# Task to complete
Every line that holds "index" should be shown.

# Supplied records
* BEGIN *

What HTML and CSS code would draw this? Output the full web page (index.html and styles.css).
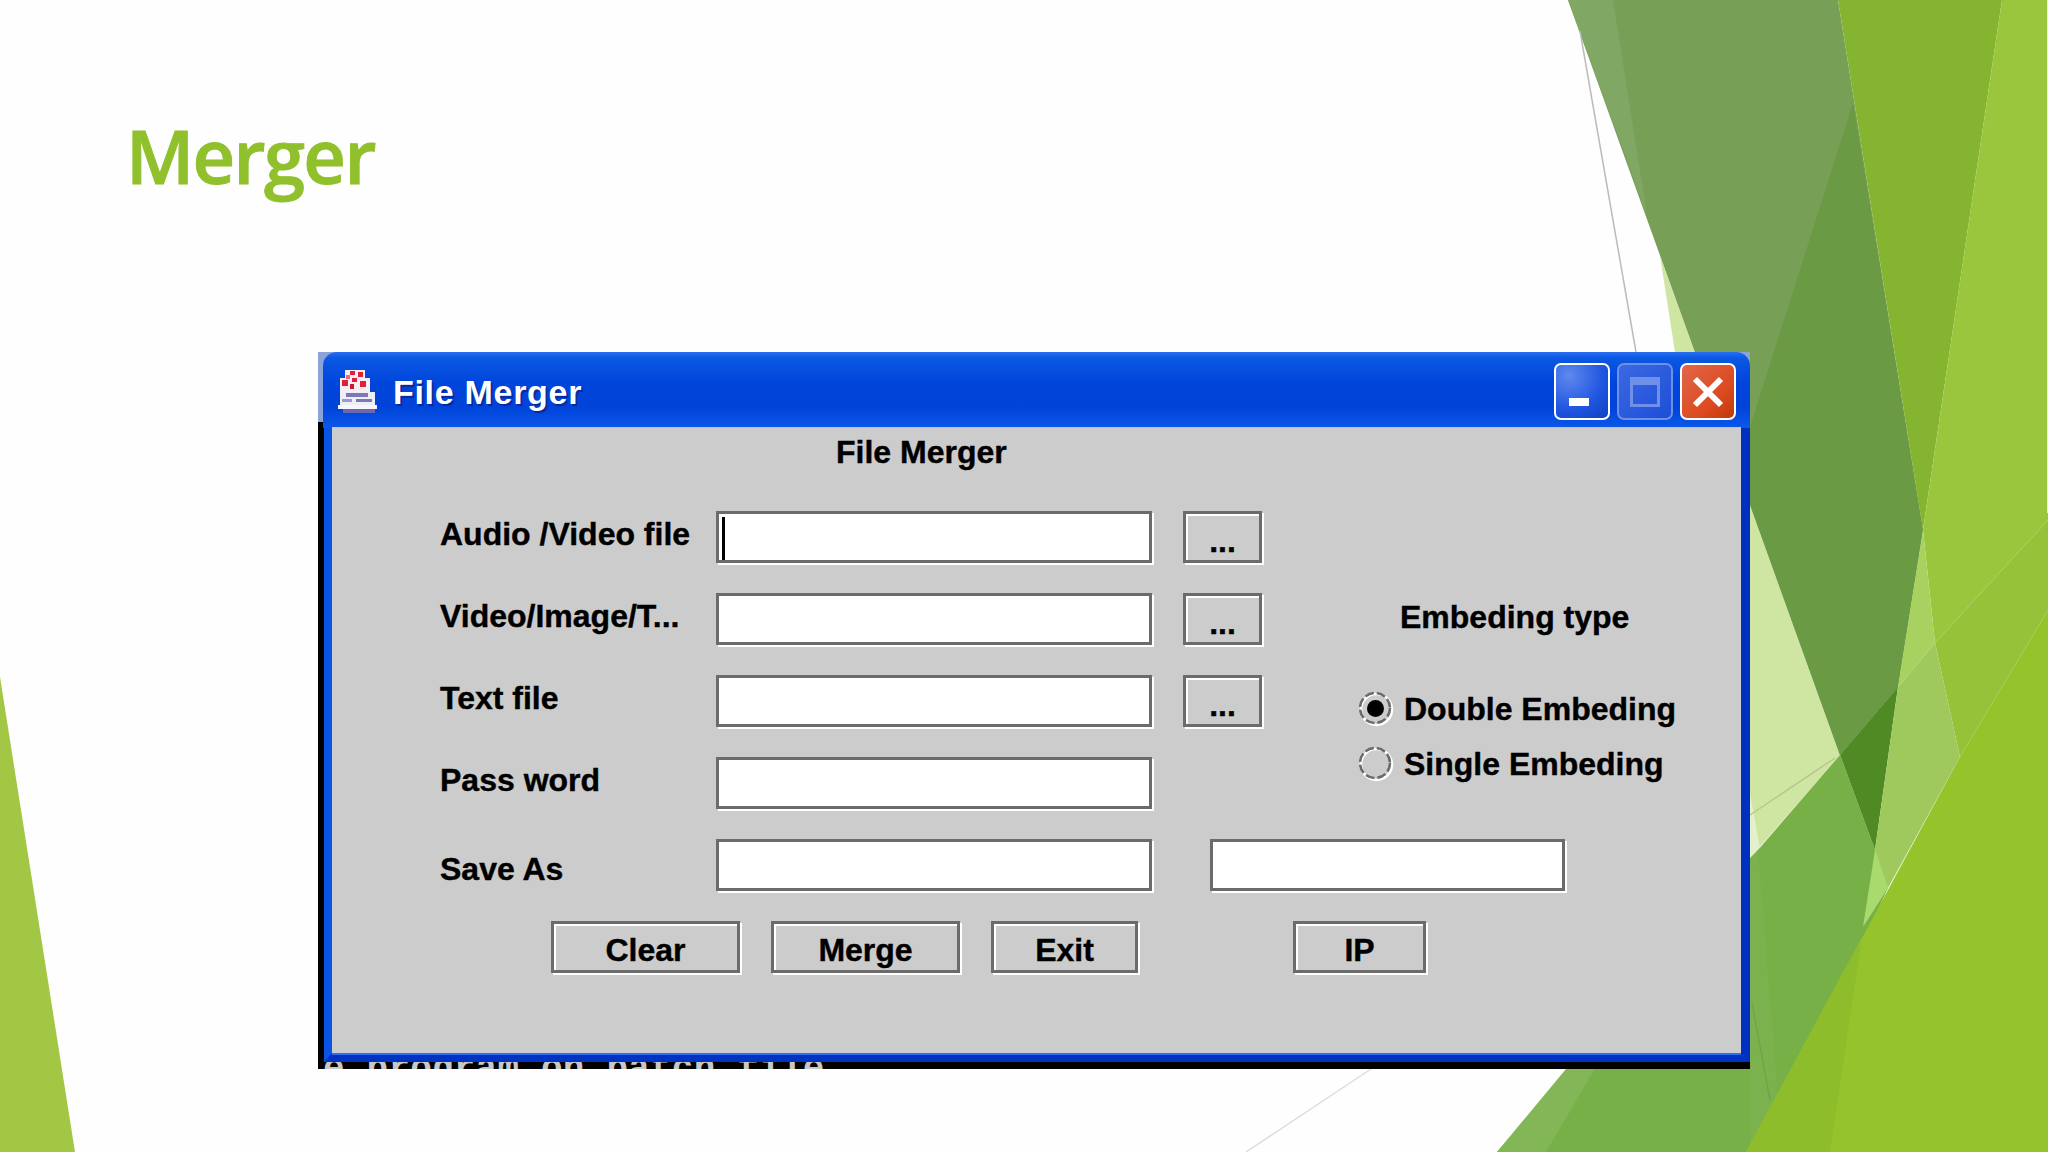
FILE: index.html
```html
<!DOCTYPE html>
<html lang="en">
<head>
    <meta charset="UTF-8">
    <meta name="viewport" content="width=device-width, initial-scale=1.0">
    <title>Merger</title>
    <link rel="stylesheet" href="styles.css">
</head>
<body>
    <div class="slide">
        <!-- Slide theme facets -->
        <svg class="facets" width="2048" height="1152" viewBox="0 0 2048 1152">
            <polygon points="0,677 75,1152 0,1152" fill="#a2c745"/>
            <polygon points="1660,256 1840,755 1600,1030 1700,512" fill="#cfe5a2"/>
            <polygon points="1750,793 1760,848 1750,859" fill="#e2f0cc"/>
            <polygon points="1840,755 1875,850 1888,888 1870,927 1752,1152 1497,1152" fill="#78b048"/>
            <polygon points="1497,1152 1546,1152 1600,1060 1566,1069" fill="#82b656"/>
            <polygon points="1750,858 1758,850 1782,1152 1750,1152" fill="#7bb24e"/>
            <polygon points="1568,0 1838,0 1923,530 1898,687 1840,755" fill="#779f56"/>
            <polygon points="1568,0 1613,0 1647,215" fill="#80a763"/>
            <polygon points="1853,103 1923,530 1898,687 1840,755 1737,468" fill="#6b9a45"/>
            <polygon points="1838,0 2002,0 1923,530" fill="#85b430"/>
            <polygon points="1840,755 1898,687 1875,850" fill="#4f8a25"/>
            <polygon points="2002,0 2048,0 2048,520 1935,643 1923,530" fill="#9ac63d"/>
            <polygon points="2048,520 2048,610 1960,757 1935,643" fill="#95c238"/>
            <polygon points="1923,530 1935,643 1898,687" fill="#a8d260"/>
            <polygon points="1898,687 1935,643 1960,757 1888,888 1875,850" fill="#9fc95d"/>
            <polygon points="1875,850 1888,888 1863,927" fill="#a9da6e"/>
            <polygon points="2048,610 2048,1152 1746,1152 1960,757" fill="#94c32c"/>
            <polygon points="1746,1152 1830,1152 1862,937" fill="#8ebd2b"/>
            <rect x="2047" y="0" width="1" height="513" fill="#e8f0d8"/>
            <line x1="1580" y1="31" x2="1636" y2="352" stroke="#bbbbbb" stroke-width="1.5"/>
            <line x1="1371" y1="1069" x2="1246" y2="1152" stroke="#dddddd" stroke-width="1.5"/>
            <line x1="1750" y1="815" x2="1835" y2="758" stroke="#b7c78f" stroke-width="1.5"/>
            <line x1="1752" y1="1003" x2="1770" y2="1100" stroke="#6fa648" stroke-width="1.5"/>
        </svg>

        <h1 class="slide-title">Merger</h1>

        <!-- Application window -->
        <div class="window">
            <div class="titlebar">
                <svg class="app-icon" width="41" height="44" viewBox="0 0 41 44">
                    <rect x="8" y="0" width="20" height="20" fill="#f6eef2"/>
                    <rect x="3" y="8" width="30" height="14" fill="#f6eef2"/>
                    <rect x="13" y="1" width="5" height="4" fill="#e0203a"/>
                    <rect x="21" y="2" width="5" height="5" fill="#e0203a"/>
                    <rect x="9" y="5" width="4" height="4" fill="#ee6a80"/>
                    <rect x="5" y="10" width="6" height="6" fill="#e0203a"/>
                    <rect x="15" y="8" width="5" height="4" fill="#e0203a"/>
                    <rect x="13" y="14" width="4" height="5" fill="#c81838"/>
                    <rect x="23" y="11" width="6" height="6" fill="#e0203a"/>
                    <rect x="3" y="22" width="35" height="13" fill="#eeeef6"/>
                    <rect x="9" y="23" width="22" height="4" fill="#7c78b8"/>
                    <rect x="5" y="29" width="10" height="3" fill="#9c98d0"/>
                    <rect x="19" y="29" width="16" height="3" fill="#7c78b8"/>
                    <rect x="1" y="35" width="39" height="4" fill="#f6f6fc"/>
                    <rect x="6" y="39" width="32" height="4" fill="#6c68b0"/>
                </svg>
                <span class="window-title">File Merger</span>
                <div class="window-controls">
                    <div class="control control-min"><span class="min-glyph"></span></div>
                    <div class="control control-max"><span class="max-glyph"></span></div>
                    <div class="control control-close">
                        <svg width="32" height="32" viewBox="0 0 32 32">
                            <path d="M3 3 L29 29 M29 3 L3 29" stroke="#fff" stroke-width="6" fill="none"/>
                        </svg>
                    </div>
                </div>
            </div>

            <div class="window-body">
                <div class="content">
                    <h2 class="form-title">File Merger</h2>
                    <form class="form-grid">
                        <label class="form-label">Audio /Video file</label>
                        <input class="field field-active" type="text">
                        <button type="button" class="btn btn-browse">...</button>

                        <!-- Embeding type panel -->
                        <div class="embed-panel">
                            <div class="embed-title">Embeding type</div>
                            <div class="radio-row">
                                <svg class="radio" width="36" height="36" viewBox="0 0 36 36">
                                    <circle cx="18.5" cy="18.5" r="15.5" fill="none" stroke="#fff" stroke-width="2.5"/>
                                    <circle cx="17" cy="17" r="15" fill="none" stroke="#6a6a6a" stroke-width="2.5" stroke-dasharray="9 3"/>
                                    <circle cx="17.5" cy="17.5" r="8.5" fill="#000"/>
                                </svg>
                                <span>Double Embeding</span>
                            </div>
                            <div class="radio-row">
                                <svg class="radio" width="36" height="36" viewBox="0 0 36 36">
                                    <circle cx="18.5" cy="18.5" r="15.5" fill="none" stroke="#fff" stroke-width="2.5"/>
                                    <circle cx="17" cy="17" r="15" fill="none" stroke="#6a6a6a" stroke-width="2.5" stroke-dasharray="9 3"/>
                                </svg>
                                <span>Single Embeding</span>
                            </div>
                        </div>

                        <label class="form-label">Video/Image/T...</label>
                        <input class="field" type="text">
                        <button type="button" class="btn btn-browse">...</button>

                        <label class="form-label">Text file</label>
                        <input class="field" type="text">
                        <button type="button" class="btn btn-browse">...</button>

                        <label class="form-label">Pass word</label>
                        <input class="field field-row4" type="text">

                        <label class="form-label form-label-low">Save As</label>
                        <input class="field" type="text">
                        <input class="field field-extra" type="text">

                        <!-- Action buttons -->
                        <div class="actions">
                            <button type="button" class="btn btn-wide">Clear</button>
                            <button type="button" class="btn btn-wide">Merge</button>
                            <button type="button" class="btn btn-exit">Exit</button>
                            <button type="button" class="btn btn-ip">IP</button>
                        </div>
                    </form>
                </div>
            </div>
            <div class="console"><span>e program on batch file</span></div>
        </div>
    </div>
</body>
</html>
```

FILE: styles.css
```css
/* General styling */
* {
    box-sizing: border-box;
}
body {
    margin: 0;
    background-color: #fff;
}
.slide {
    position: relative;
    width: 2048px;
    height: 1152px;
    overflow: hidden;
    padding-top: 106px;
    background-color: #fefefe;
}
.facets {
    position: absolute;
    top: 0;
    left: 0;
}
.slide-title {
    position: relative;
    margin: 0 0 146px 126px;
    font-family: "Open Sans", sans-serif;
    font-size: 74px;
    font-weight: 600;
    line-height: 100px;
    letter-spacing: -1.6px;
    color: #90c02c;
    -webkit-text-stroke: 1px #90c02c;
}

/* Window frame */
.window {
    position: relative;
    width: 1432px;
    height: 717px;
    margin-left: 318px;
    background: linear-gradient(#8ea2da 0, #8ea2da 70px, #000 70px);
}
.titlebar {
    display: flex;
    align-items: center;
    height: 76px;
    margin-left: 5px;
    padding: 0 14px 0 14px;
    border-radius: 14px 14px 0 0;
    background: linear-gradient(#2a6df0 0, #0b58e2 6px, #0046dc 30px, #0043d8 55px, #0a58ea 76px);
}
.app-icon {
    margin-top: 4px;
}
.window-title {
    margin: 5px 0 0 15px;
    font-family: "Liberation Sans", sans-serif;
    font-size: 34px;
    font-weight: 700;
    letter-spacing: 0.7px;
    color: #fff;
    text-shadow: 2px 2px 0 #0a2a9a;
}
.window-controls {
    display: flex;
    gap: 7px;
    margin-left: auto;
    margin-top: 3px;
}
.control {
    display: flex;
    width: 56px;
    height: 57px;
    border: 2px solid #fff;
    border-radius: 7px;
}
.control-min {
    align-items: flex-end;
    justify-content: center;
    padding: 0 6px 12px 0;
    background: radial-gradient(circle at 25% 20%, #5f88ee, #1f55e0 60%, #1040c0);
}
.min-glyph {
    width: 20px;
    height: 8px;
    background-color: #fff;
}
.control-max {
    align-items: center;
    justify-content: center;
    border-color: #6f90e8;
    background: linear-gradient(135deg, #3c68e2, #1c4fd8);
}
.max-glyph {
    width: 30px;
    height: 30px;
    border: 3px solid #6f90e8;
    border-top-width: 8px;
}
.control-close {
    align-items: center;
    justify-content: center;
    background: linear-gradient(135deg, #e2664a, #dc4a20 65%, #c03a08);
}

/* Window body */
.window-body {
    margin-left: 6px;
    border-left: 8px solid #0a54e4;
    border-right: 9px solid #0030c0;
    border-bottom: 9px solid #0033c4;
    background-color: #0033c4;
}
.content {
    height: 625px;
    background-color: #cccccc;
    box-shadow: 0 2px 0 #2a70f0, 0 -1px 0 #b8c4e0;
}
.console {
    height: 7px;
    overflow: hidden;
    padding-left: 5px;
    font-family: "Liberation Mono", monospace;
    font-size: 36px;
    font-weight: 700;
    line-height: 36px;
    letter-spacing: 0.2px;
    color: #c8c8c8;
}
.console span {
    display: block;
    margin-top: -10px;
}

/* Form */
.form-title {
    margin: 0 0 41px 0;
    padding: 6px 0 0 504px;
    font-family: "Liberation Sans", sans-serif;
    font-size: 32px;
    font-weight: 700;
    line-height: 36px;
    color: #000;
    -webkit-text-stroke: 0.4px #000;
}
.form-grid {
    display: grid;
    grid-template-columns: 276px 467px 81px 1fr;
    grid-auto-rows: 54px;
    row-gap: 28px;
    padding-left: 108px;
    font-family: "Liberation Sans", sans-serif;
    font-size: 32px;
    font-weight: 700;
    color: #000;
    -webkit-text-stroke: 0.4px #000;
}
.form-label {
    grid-column: 1;
    line-height: 46px;
}
.form-label-low {
    line-height: 60px;
}
.field {
    grid-column: 2;
    width: 436px;
    height: 52px;
    margin: 0;
    padding: 0;
    border: 3px solid #6b6b6b;
    border-radius: 0;
    outline: none;
    background-color: #fff;
    box-shadow: 2px 2px 0 #fff;
}
.field-active {
    background: linear-gradient(#000, #000) 3px 3px / 3px 43px no-repeat, #fff;
}
.field-extra {
    grid-column: 3 / 5;
    width: 355px;
    margin-left: 27px;
}
.btn {
    display: flex;
    align-items: center;
    justify-content: center;
    height: 52px;
    margin: 0;
    padding: 6px 0 0 0;
    border: 3px solid #6b6b6b;
    border-radius: 0;
    font-family: inherit;
    font-size: 32px;
    font-weight: 700;
    color: #000;
    -webkit-text-stroke: inherit;
    background-color: #cccccc;
    box-shadow: 2px 2px 0 #fff, inset 2px 2px 0 #fff;
}
.btn-browse {
    grid-column: 3;
    width: 79px;
    padding-top: 8px;
}

/* Embeding type panel */
.embed-panel {
    grid-column: 4;
    grid-row: 1 / 5;
    padding: 88px 0 0 94px;
}
.embed-title {
    margin: 0 0 56px 42px;
    line-height: 36px;
}
.radio-row {
    display: flex;
    align-items: center;
    gap: 10px;
    height: 36px;
    margin-bottom: 19px;
    white-space: nowrap;
}
.radio {
    flex-shrink: 0;
}

/* Action buttons */
.actions {
    grid-column: 1 / -1;
    display: flex;
    gap: 31px;
    padding-left: 111px;
}
.btn-wide {
    width: 189px;
}
.btn-exit {
    width: 147px;
}
.btn-ip {
    width: 133px;
    margin-left: 124px;
}
```
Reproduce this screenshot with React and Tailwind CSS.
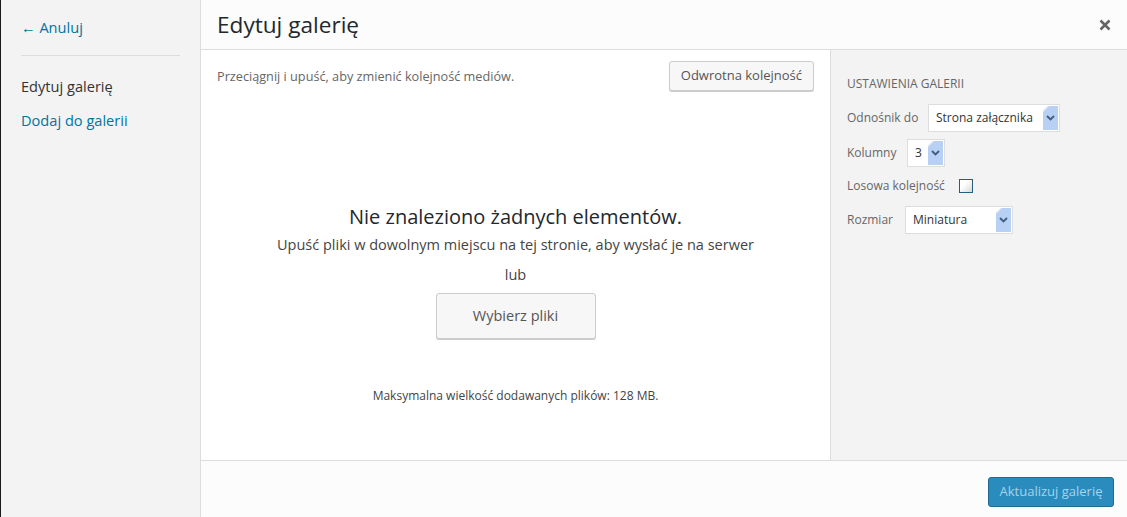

* END *

# Written answer
What HTML and CSS code would draw this? Output the full web page (index.html and styles.css).
FILE: index.html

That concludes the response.